__Directions for this task__.
Take every line from the material that has the word "React" in it.

Start of Material provided

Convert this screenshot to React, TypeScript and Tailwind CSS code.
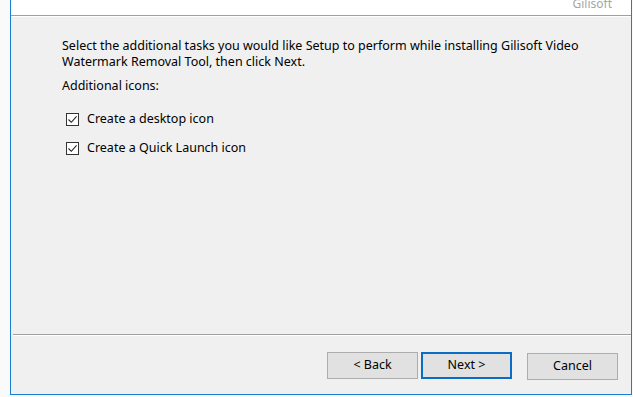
import React from 'react'

const font = { fontFamily: '"Noto Sans", "Segoe UI", sans-serif' }

function Check({ label }: { label: string }) {
  return (
    <label className="flex items-center gap-[8px] h-[16px]">
      <span className="w-[13px] h-[13px] border border-[#333] bg-white flex items-center justify-center">
        <svg width="11" height="11" viewBox="0 0 11 11">
          <path d="M1.5 5.5 L4.3 8.3 L9.6 2.4" fill="none" stroke="#222" strokeWidth="1.1" />
        </svg>
      </span>
      <span>{label}</span>
    </label>
  )
}

function Btn({ label, primary }: { label: string; primary?: boolean }) {
  return (
    <button
      className={`w-[91px] h-[27px] bg-[#e1e1e1] text-[12.5px] text-black ${
        primary ? 'border-2 border-[#0a6cc4]' : 'border border-[#adadad]'
      }`}
    >
      {label}
    </button>
  )
}

export default function App() {
  return (
    <div className="w-[633px] h-[397px] bg-[#fafafa] overflow-hidden" style={font}>
      <div className="ml-[10px] w-[622px] h-[395px] flex flex-col border-l border-r border-b border-[#1a7fd4] bg-[#f0f0f0]">
        <div className="h-[15px] bg-white overflow-hidden flex justify-end pr-[19px]">
          <span className="text-[12px] leading-[14px] -mt-[3px] text-[#a6a6a6]">Gilisoft</span>
        </div>
        <div className="h-px bg-[#a0a0a0]" />
        <div className="h-px bg-white" />

        <div className="flex-1 pl-[51px] pt-[21px] text-[12.5px] text-black">
          <p className="leading-[16px] w-[545px]">
            Select the additional tasks you would like Setup to perform while installing Gilisoft Video
            Watermark Removal Tool, then click Next.
          </p>
          <p className="mt-[8px] leading-[16px]">Additional icons:</p>
          <div className="mt-[17px] ml-[4px] flex flex-col gap-[13px]">
            <Check label="Create a desktop icon" />
            <Check label="Create a Quick Launch icon" />
          </div>
        </div>

        <div className="ml-[2px] h-px bg-[#a0a0a0]" />
        <div className="ml-[2px] h-px bg-white" />
        <div className="h-[58px] flex items-start pt-[16px] pl-[316px] gap-[3px]">
          <Btn label="< Back" />
          <Btn label="Next >" primary />
          <div className="ml-[12px]">
            <Btn label="Cancel" />
          </div>
        </div>
      </div>
    </div>
  )
}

End of Material provided

__Final result__.
Convert this screenshot to React, TypeScript and Tailwind CSS code.
import React from 'react'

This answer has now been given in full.